CT imaging identified clearly the various parts of the gastrointestinal tract including the four compartments of the stomach, small and large intestine and rectum without using contrast materials, where the position and grooves of the ruminal sacs identified with the sequential CT scanning, the ruminal papilla was not demonstrated, the shape and configuration of the stomach was extremely variable according to the scanning sequences where the dorsal ruminal sac scanned first after reticulum and the ventral ruminal sac scanned lastly near the pelvic inlet as that confirmed by radiographic imaging by Dyce et al. (1987) and Abu zaid (1995). The omasum was clearly identified between the liver and rumen by its characteristic omasal lamina as the result of alternative hypodense lamina and dense free gas lines. The walls of rumen and omasum were clearly demonstrated with fine irregularity as a result of ruminal papillae and omasal lamina, whatever the abomasum identified with its spiral mucosal folds, these observations appeared in a line with the anatomic and radiographic findings of Abu zaid (1995), El-Gendy and Derbalah (2010).
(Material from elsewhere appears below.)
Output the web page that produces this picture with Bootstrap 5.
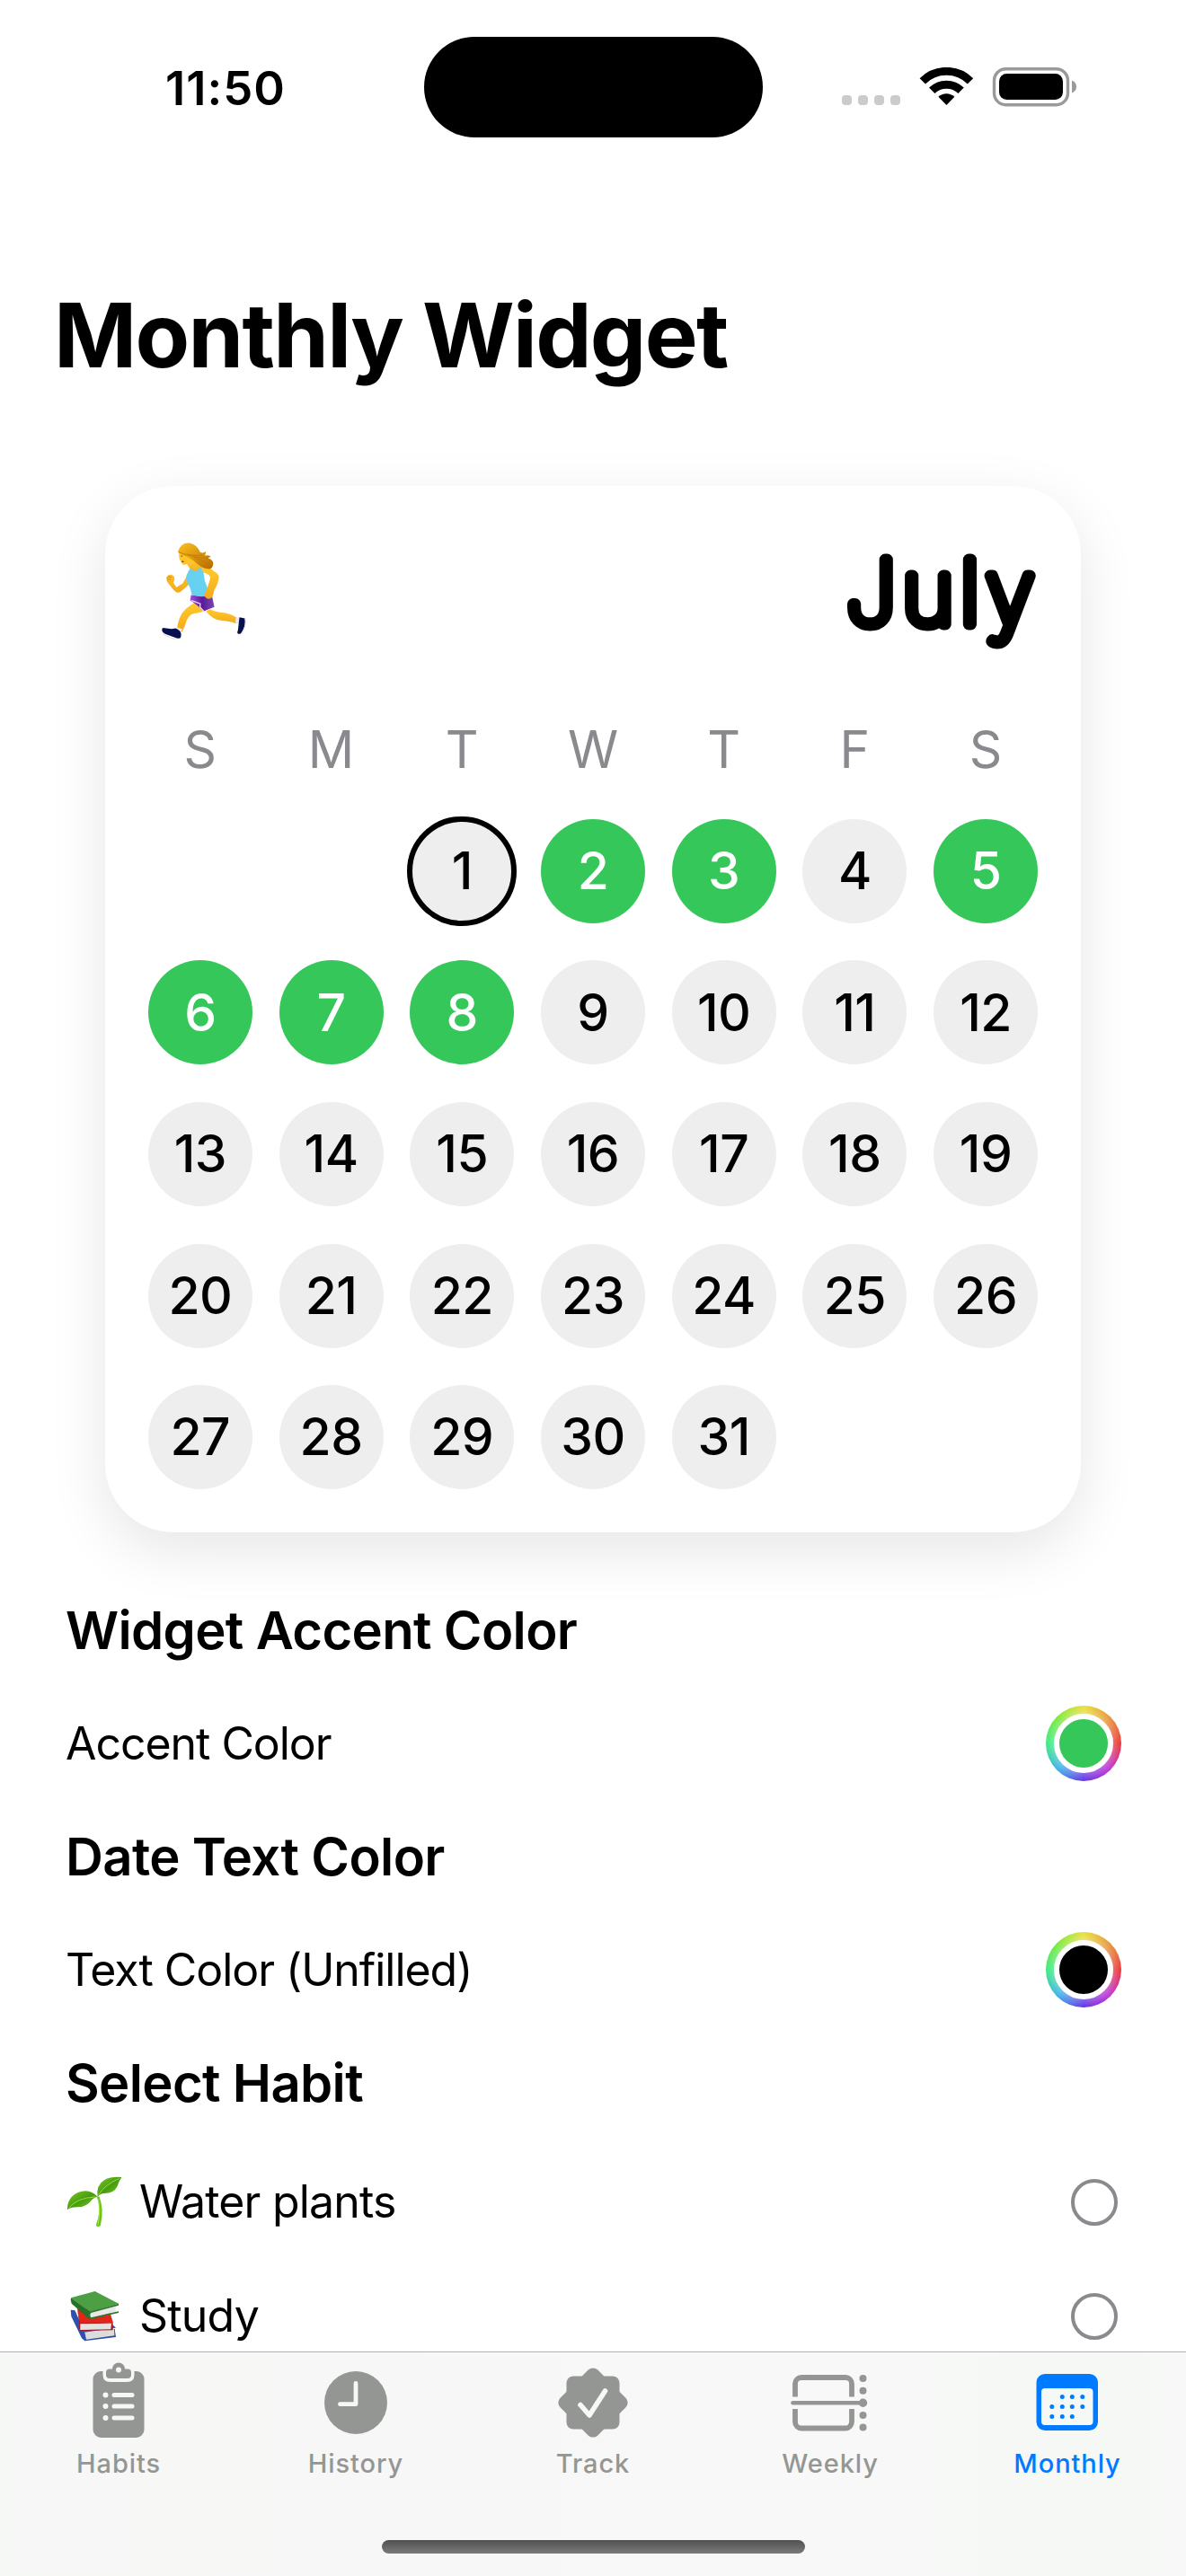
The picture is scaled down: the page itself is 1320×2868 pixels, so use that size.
<!DOCTYPE html>
<html lang="en">
<head>
<meta charset="utf-8">
<meta name="viewport" content="width=device-width, initial-scale=1">
<title>Monthly Widget</title>
<link href="https://cdn.jsdelivr.net/npm/bootstrap@5.3.0/dist/css/bootstrap.min.css" rel="stylesheet">
<style>
  body { font-family: Inter, "Liberation Sans", sans-serif; color: #000; background: #fff; width: 1320px; height: 2868px; overflow: hidden; }
  svg { display: block; flex: none; }
  .statusbar { height: 194px; padding-top: 41px; }
  .clock-text { width: 472px; padding-left: 184px; font-size: 52.5px; font-weight: 600; line-height: 112px; letter-spacing: 1px; padding-top: 1px; }
  .island { width: 377px; height: 112px; border-radius: 56px; background: #000; }
  .status-icons { margin-left: 88px; height: 112px; }
  .page-title { font-size: 99px; font-weight: 700; line-height: 120px; margin: 119px 0 0 60px; letter-spacing: -1.7px; white-space: nowrap; }
  .widget { width: 1086px; height: 1165px; margin: 108px 0 0 117px; border-radius: 76px; background: #fff; box-shadow: 0 20px 64px rgba(0,0,0,.1); padding: 0 33px; }
  .widget-head { height: 254px; padding: 62px 12px 0 30px; }
  .week { height: 80px; margin-bottom: 16px; font-size: 57px; line-height: 80px; color: #8a8a8e; }
  .week > div, .days > div { width: 14.2857%; }
  .days > div { height: 157.6px; }
  .day { width: 116px; height: 116px; border-radius: 50%; background: #eee; font-size: 57px; font-weight: 500; letter-spacing: -.5px; }
  .day.done { background: #35c759; color: #fff; }
  .day.today { width: 122px; height: 122px; border: 6px solid #000; }
  .settings { height: 912px; padding: 46px 72px 0 73px; overflow: hidden; }
  .settings h2 { font-size: 58px; font-weight: 600; line-height: 126px; margin: 0; letter-spacing: -.65px; white-space: nowrap; }
  .setting { height: 126px; font-size: 50px; letter-spacing: -1.05px; }
  .habit { height: 127px; font-size: 50px; letter-spacing: -.8px; }
  .habits { padding-top: 6px; }
  .wheel { width: 84px; height: 84px; border-radius: 50%; background: radial-gradient(circle 42px, rgba(255,255,255,.25) 78%, rgba(255,255,255,0) 100%), conic-gradient(#e8df3a, #e8973a 12.5%, #ea3738 25%, #bd34d6 37.5%, #6034e2 50%, #3fb2ea 62.5%, #3bea80 75%, #7aea3a 87.5%, #e8df3a); }
  .wheel > div { width: 66px; height: 66px; border: 6px solid #fff; border-radius: 50%; }
  .radio-ring { width: 52px; height: 52px; border: 4px solid #8a8a8e; border-radius: 50%; margin-right: 4px; }
  .tabs { height: 250px; border-top: 1px solid #b2b2b2; background: linear-gradient(90deg, #f6f8f6 0, #f7f7f6 12%, #f7f7f7 25%, #f8f8f8 70%, #f5f8f5 94%, #f8f8f8 100%); padding-top: 5px; }
  .tab { width: 264px; color: #949693; font-size: 29px; font-weight: 500; line-height: 46px; letter-spacing: .9px; }
  .tab.current { color: #007aff; }
  .home-bar { width: 471px; height: 15px; border-radius: 8px; margin-top: 62px; background: linear-gradient(#505050, #7b7b7b); }
</style>
</head>
<body class="d-flex flex-column">
<header class="statusbar d-flex">
  <div class="clock-text">11:50</div>
  <div class="island"></div>
  <div class="status-icons d-flex align-items-center">
    <svg width="263" height="44" viewBox="937 75 263 44">
      <g fill="#cbcbcb"><rect x="937" y="106" width="11" height="11" rx="4"/><rect x="955" y="106" width="11" height="11" rx="4"/><rect x="973" y="106" width="11" height="11" rx="4"/><rect x="991" y="106" width="11" height="11" rx="4"/></g>
      <g transform="translate(1053.4 117)">
        <path d="M-26.6-26.6A37.6 37.6 0 0 1 26.6-26.6M-16.2-16.2A23 23 0 0 1 16.2-16.2" fill="none" stroke="#000" stroke-width="9"/>
        <path d="M0 0L-9-9.2A13 13 0 0 1 9-9.2Z"/>
      </g>
      <rect x="1106.5" y="76.7" width="82" height="40" rx="13" fill="none" stroke="#9a9a9a" stroke-width="3.4"/>
      <rect x="1112" y="82" width="71" height="29" rx="8.5"/>
      <path d="M1193 89.5q5 2 5 7t-5 7z" fill="#9a9a9a"/>
    </svg>
  </div>
</header>

<h1 class="page-title">Monthly Widget</h1>

<section class="widget flex-shrink-0">
  <div class="widget-head d-flex justify-content-between align-items-start">
    <svg width="94" height="109" viewBox="0 0 300 342" preserveAspectRatio="none">
      <defs>
        <linearGradient id="skin" x2="0" y2="1"><stop stop-color="#ffcb2e"/><stop offset="1" stop-color="#f5a81c"/></linearGradient>
        <linearGradient id="hair" x2="1" y2="1"><stop stop-color="#ffc21c"/><stop offset="1" stop-color="#b36a00"/></linearGradient>
        <linearGradient id="purple" x2="1"><stop stop-color="#a24fd8"/><stop offset=".5" stop-color="#5a1897"/><stop offset="1" stop-color="#7a4ab0"/></linearGradient>
      </defs>
      <path d="M172 236q25 12 45 12 32 5 54 20l-6 18q-30-10-56-11-30-4-52-32z" fill="url(#skin)"/>
      <path d="M264 265l14 4-4 18-13-5z" fill="#e9e9ee"/>
      <path d="M276 264l19 4q6 24-12 51-4 5-11 3-6-1-1-14z" fill="#06104e"/>
      <path d="M297 270q4 28-14 52" fill="none" stroke="#e6e6ea" stroke-width="4"/>
      <path d="M119 212l42 21q-21 17-46 18-23 4-33 44l-10 21-18-6q2-31 17-58 16-22 48-40z" fill="url(#skin)"/>
      <path d="M53 300l20 5-8 18-15-6z" fill="#e9e9ee"/>
      <path d="M1 307q0-7 9-5l25 3 14-2q9 4 15 9 8 8 3 24-5 4-14 1-20-7-39-14-14-5-13-16z" fill="#06104e"/>
      <path d="M3 323q25 13 53 21" fill="none" stroke="#e6e6ea" stroke-width="4"/>
      <path d="M104 187q42 2 73-5l10 46-38 15-20-18-28-20z" fill="url(#purple)"/>
      <path d="M106 206l31 11-1 12 13 13" fill="none" stroke="#e8dcf0" stroke-width="4"/>
      <path d="M127 91q-14-3-27 10l-26 46q-14 8-22 13-6-10-11-17 6-8 4-18-3-8-11-10-17-1-17 16 0 10 9 18 12 17 21 24 12 10 24-1 22-16 34-34z" fill="url(#skin)"/>
      <path d="M36 124q-12-5-19 4M32 132q-8-4-13 4" fill="none" stroke="#cf8612" stroke-width="3"/>
      <path d="M84 70l20-8 40 14 8 18-8 16-32 4z" fill="url(#skin)"/>
      <path d="M103 92q5 12 18 9 12-2 18-15l11 2q-7 50 26 96-30 16-69 2-5-29-20-49-4-20 16-45z" fill="#67d1f2"/>
      <path d="M141 90q22-6 48 16 14 8 14 19-2 22-16 44l-7 24q-11 12-23 3-11-10 1-22l14-44q2-8-5-14-16-6-24-14z" fill="url(#skin)"/>
      <path d="M62 34l-1 18q1 10 8 19l4 8q9 5 18-2 12 8 24-4 10-8 12-20l-37-22z" fill="#ffc32c"/>
      <path d="M57 36Q68 2 99 5q27 6 38 33 14 4 19-4 2 9-3 15 16-4 22 4-8 1-10 5 18 6 18 18-2 20-15 20-24-2-38-15-14-14-34-25-22-8-39-20z" fill="url(#hair)"/>
      <path d="M60 37q36 15 86 10M92 44q26 14 70 13M116 56l44 18" fill="none" stroke="#c77a05" stroke-width="3"/>
      <path d="M69 50l4 1M71 68q6 4 6 0" fill="none" stroke="#6a3c13" stroke-width="4"/>
    </svg>
    <svg width="240" height="140" viewBox="0 0 240 140" class="overflow-visible">
      <text x="240" y="91.500" text-anchor="end" font-family="Inter, sans-serif" font-size="99" font-weight="100" fill="#000" stroke="#000" stroke-width="13" stroke-linejoin="round" letter-spacing="7">July</text>
    </svg>
  </div>
  <div class="week d-flex text-center"><div>S</div><div>M</div><div>T</div><div>W</div><div>T</div><div>F</div><div>S</div></div>
  <div class="days d-flex flex-wrap" id="days"></div>
</section>

<main class="settings flex-shrink-0">
  <h2>Widget Accent Color</h2>
  <div class="setting d-flex align-items-center justify-content-between"><span>Accent Color</span><div class="wheel d-flex align-items-center justify-content-center"><div style="background:#35c759"></div></div></div>
  <h2>Date Text Color</h2>
  <div class="setting d-flex align-items-center justify-content-between"><span>Text Color (Unfilled)</span><div class="wheel d-flex align-items-center justify-content-center"><div style="background:#000"></div></div></div>
  <h2>Select Habit</h2>
  <div class="habits">
    <div class="habit d-flex align-items-center">
      <svg width="82" height="60" viewBox="73 78 246 180">
        <defs><linearGradient id="leaf" x2="1" y2="1"><stop stop-color="#7ccb1c"/><stop offset=".5" stop-color="#479d12"/><stop offset="1" stop-color="#7dd31c"/></linearGradient></defs>
        <path d="M178 150q16 45-3 92-1 6 5 7 8 1 10-5 12-55-5-96z" fill="#6cc41a"/>
        <path d="M183 158q8 42-2 86" fill="none" stroke="#a5e640" stroke-width="3"/>
        <path d="M180 149Q154 120 116 134 78 150 79 193 88 184 111 184 142 185 162 158 170 150 180 149z" fill="url(#leaf)"/>
        <path d="M180 150q-6-40 23-57 22-12 57-9-9 13-14 30-11 24-44 24-15 1-22 12z" fill="url(#leaf)"/>
        <path d="M83 188q28-36 90-38M183 143q20-34 70-55" fill="none" stroke="#a7df55" stroke-width="2.500"/>
      </svg>
      <span>Water plants</span><div class="radio-ring ms-auto"></div>
    </div>
    <div class="habit d-flex align-items-center">
      <svg width="82" height="60" viewBox="70 444 246 180">
        <path d="M87 512l14 2 36 80 98-18v8l3 19-104 13-10-9-35-73z" fill="#2f4fae"/>
        <path d="M134 587l98-12 1 23-94 13z" fill="#dcdcdc"/>
        <path d="M124 580l106-16 8 8-104 15z" fill="#3658c2"/>
        <path d="M109 508l106 2 14 46-110 5z" fill="#e0261c"/>
        <path d="M109 510l10 46 109 0 0 24-108 2q-8-12-4-22z" fill="#b3140f"/>
        <path d="M119 559l104-2-2 20-102 2z" fill="#e3e3e3"/>
        <path d="M88 472l80-22 79 41-95 28z" fill="#4d9f43"/>
        <path d="M88 472l64 46-2 26-60-53q-5-9-2-19z" fill="#27702a"/>
        <path d="M153 520l87-26q-5 12-1 24l-86 22q-5-8 0-20z" fill="#e8e8e8"/>
        <path d="M151 518l96-27v6l-92 25q-6 8 0 16l92-21v5l-96 22q-8-12 0-26z" fill="#2a7a2d"/>
      </svg>
      <span>Study</span><div class="radio-ring ms-auto"></div>
    </div>
  </div>
</main>

<nav class="tabs flex-shrink-0 d-flex flex-column align-items-center">
  <div class="d-flex text-center">
    <div class="tab d-flex flex-column align-items-center">
      <svg width="110" height="96" viewBox="-55 -51 110 96" fill="currentColor">
        <path d="M-17.5-35H-20a9 9 0 0 0-8.500 9V30a9 9 0 0 0 9 9h39a9 9 0 0 0 9-9V-26a9 9 0 0 0-8.500-9H17.500v4q0 8-8 8h-19q-8 0-8-8z"/>
        <path fill-rule="evenodd" d="M-7-37.500a7 7 0 0 1 14 0h3a4 4 0 0 1 4 4v2.500a4 4 0 0 1-4 4h-20a4 4 0 0 1-4-4v-2.500a4 4 0 0 1 4-4zM0-39.500a3 3 0 1 0 0 6 3 3 0 0 0 0-6"/>
        <g fill="#f7f7f7"><circle cx="-14.500" cy="-8.500" r="3"/><circle cx="-14.500" cy="4" r="3"/><circle cx="-14.500" cy="17" r="3"/><rect x="-7.500" y="-11" width="25" height="5" rx="2.500"/><rect x="-7.500" y="1.500" width="25" height="5" rx="2.500"/><rect x="-7.500" y="14.500" width="25" height="5" rx="2.500"/></g>
      </svg><span>Habits</span>
    </div>
    <div class="tab d-flex flex-column align-items-center">
      <svg width="110" height="96" viewBox="-55 -51 110 96" fill="currentColor">
        <circle r="35"/><path d="M0-21.500V1.700H-17.500" fill="none" stroke="#f7f7f7" stroke-width="4.800" stroke-linecap="round" stroke-linejoin="round"/>
      </svg><span>History</span>
    </div>
    <div class="tab d-flex flex-column align-items-center">
      <svg width="110" height="96" viewBox="-55 -51 110 96" fill="currentColor">
        <rect x="-29.500" y="-29.500" width="59" height="59" rx="7.500"/><rect x="-29.500" y="-29.500" width="59" height="59" rx="7.500" transform="rotate(45)"/>
        <path d="M-14 2.500L-4 14 13.500-13" fill="none" stroke="#f8f8f8" stroke-width="5.600" stroke-linecap="round" stroke-linejoin="round"/>
      </svg><span>Track</span>
    </div>
    <div class="tab d-flex flex-column align-items-center">
      <svg width="110" height="96" viewBox="-55 -51 110 96" fill="currentColor">
        <path d="M-39-6.500V-21a7 7 0 0 1 7-7H17a7 7 0 0 1 7 7v14.500M-39 7V21.500a7 7 0 0 0 7 7H17a7 7 0 0 0 7-7V7" fill="none" stroke="currentColor" stroke-width="5.800"/>
        <path d="M-41.500.3H36" stroke="currentColor" stroke-width="4.600" stroke-linecap="round"/>
        <circle cx="36.500" cy="-27" r="4"/><circle cx="36.500" cy="-13.300" r="4"/><circle cx="36.500" cy=".3" r="4.700"/><circle cx="36.500" cy="14" r="4"/><circle cx="36.500" cy="27.500" r="4"/>
      </svg><span>Weekly</span>
    </div>
    <div class="tab current d-flex flex-column align-items-center">
      <svg width="110" height="96" viewBox="-55 -51 110 96" fill="currentColor">
        <path fill-rule="evenodd" d="M-25-32h49.500a9.500 9.500 0 0 1 9.500 9.500V21.500a9.500 9.500 0 0 1-9.500 9.500H-25a9.500 9.500 0 0 1-9.500-9.500v-44A9.500 9.500 0 0 1-25-32zM-25-16a4 4 0 0 0-4 4V21a4 4 0 0 0 4 4H24.500a4 4 0 0 0 4-4V-12a4 4 0 0 0-4-4z"/>
        <path d="M-5.500-6.500h0M5.500-6.500h0M17-6.500h0M-17 4.500h0M-5.500 4.500h0M5.500 4.500h0M17 4.500h0M-17 15.500h0M-5.500 15.500h0M5.500 15.500h0" transform="translate(-.2 0)" stroke="currentColor" stroke-width="5" stroke-linecap="round"/>
      </svg><span>Monthly</span>
    </div>
  </div>
  <div class="home-bar"></div>
</nav>

<script>
  // July opens on a Tuesday: two blank cells come first.
  const done = [2, 3, 5, 6, 7, 8];
  let cells = '<div></div><div></div>';
  for (let d = 1; d <= 31; d++) {
    const state = done.includes(d) ? ' done' : d === 1 ? ' today' : '';
    cells += `<div class="d-flex align-items-center justify-content-center"><div class="day${state} d-flex align-items-center justify-content-center flex-shrink-0">${d}</div></div>`;
  }
  document.getElementById('days').innerHTML = cells;
</script>
<script src="https://cdn.jsdelivr.net/npm/bootstrap@5.3.0/dist/js/bootstrap.bundle.min.js"></script>
</body>
</html>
The small intestine CT scans was differentiated by its homogenous density from ascending colon, cecum and spiral colon constriction representing fecal pellets. On CT scans the liver and spleen were demonstrated as homogenous soft tissue density, the large portal vein, hepatic vein, caudal vena cava and gall bladder were demonstrated as hypodense than hepatic tissue, these results appeared similar with that recorded by Dyce et al. (1987), Abu zaid (1995) and Sandrasegaran et al. (2007).

Goats of fatty liver suffered from decrease in body weight as was previously observed in cattle by Mohamed et al. (2004) in similar conditions. Regarding to ultrasonographic appearance; Ultrasonogram of liver revealed hyperechoic area near the abdominal wall, poor visualization of hepatic vessels, round margin and lower deep attenuation. This result agrees with the image described in cattle by Acorda et al. (1994), Braun et al. (1996) and Ibrahim (2004) and attributed to deposition of fat in hepatocytes which characterized by high echogenicity due to its lower acoustic impedance in contrast to that of normal liver tissue (Sanders and Everette, 1980; Ibrahim, 2004).

CONCLUSION

The present study demonstrated the ruminal details as well as small and large intestine by CT scans that indicate the CT could be effectively used to evaluate the gastrointestinal tract and soft tissues changes. The obtained results cleared that contrast X-ray images, ultrasonography and CT scans were safe, practical and easily performed in goat. Both radiographic and ultrasonographic procedures were complimentary in the evaluation of the gastrointestinal tract, spleen and liver condition while CT scans was a superior for soft tissue differentiation over conventional X-ray techniques.